В этой философской «Сьераневаде», как и в сорокиновском рассказе, есть нечто парадоксальное и одновременно обличительное: с одной стороны — пустословие и праздная жестокость персонажей, а с другой — интеллектуальная претензия самого предмета. Замерший, как будто бы уже бесконечное число раз повторявшийся, но при этом бесплодный, несмотря на всю свою глубину и патетику, диалог создаёт ощущение мучительно кровожадного действа, а иногда темы таковы и буквально. Так, например, почти всю первую часть картины Ингрида с ужасающим упоением читает письмо мужа с турецкой войны, где крайне натуралистично описывается насилие над врагом.
Первая часть завершается падением в обморок Ольги — полифония голосов оборачивается обескураженным молчанием и бесцельной суетой.
Во второй части возвышенная дискуссия продолжается, но уже в большей степени обсуждаются «проблемы белых людей» и судьбы Европы. Тем временем на заднем плане невидимо присутствуют слуги, отвечающие за революционную тему. Предвозвещение будущей революции мелькает в виде, казалось бы, ничем не обоснованного и никак не объясненного сбоя в мелодии повествования, когда посреди приема лакеи вдруг куда-то исчезают, после чего происходит совсем уж неожиданный поворот.
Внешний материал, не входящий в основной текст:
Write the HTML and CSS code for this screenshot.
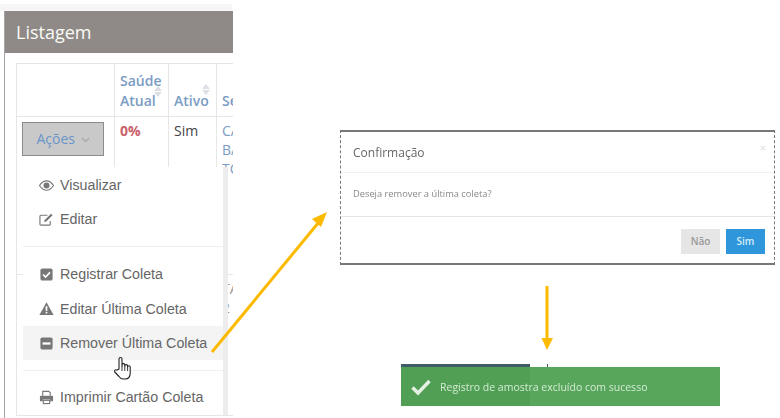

Языковой (со слугами говорят только на русском), пространственный и идейный барьеры между двумя социальными классами; и буквальное вытеснение прислуги из пространства фильма напоминает картины Луиса Бунюэля «Ангел-истребитель» и «Скромное обаяние буржуазии», где не вполне удачные застолья аристократичных представителей общества обозначают критическую линию. Что примечательно, герои «Мальмкрога», как и герои фильмов Бунюэля, не раз дословно воспроизводят свои же фразы и повторяют действия; реализуя «вечное возвращение» того же самого как другого. Повторение — работа со временем как чистой формой, без подчинения ценностям натурализма и психологизма. Помимо этого, «Низшие слои общества» в фильмах Пую и Бунюэля — это якорь, который выбивает зрителя из заоблачных, оторванных от мира размышлений, возвращая его на «землю без хлеба».
Концепция
Помимо исходных идейных мотивов текста Соловьева вроде европоцентризма, экуменизма и катешизма, есть в фильме Пую ещё одна примечательная вещь, касающаяся эволюции и революции идей в рамках румынской волны. Другой ее представитель Кристиан Мунджу в своё время уточнил по поводу движения: «Речь идет не о „новой волне“, но о разрыве с прошлым». И действительно, предыдущие картины Пую, включая самую известную «Смерть господина Лазареску» и последнюю «Сьераневаду», касались скорее препарирования и деструкции идолов коммунизма и постсоветской эпохи. В новом же фильме, хотя действие и идёт в прошлом, уже нет подобного разрушения и деформации образа былого, оно здесь — лишь материал для разговора о вечном (и) настоящем.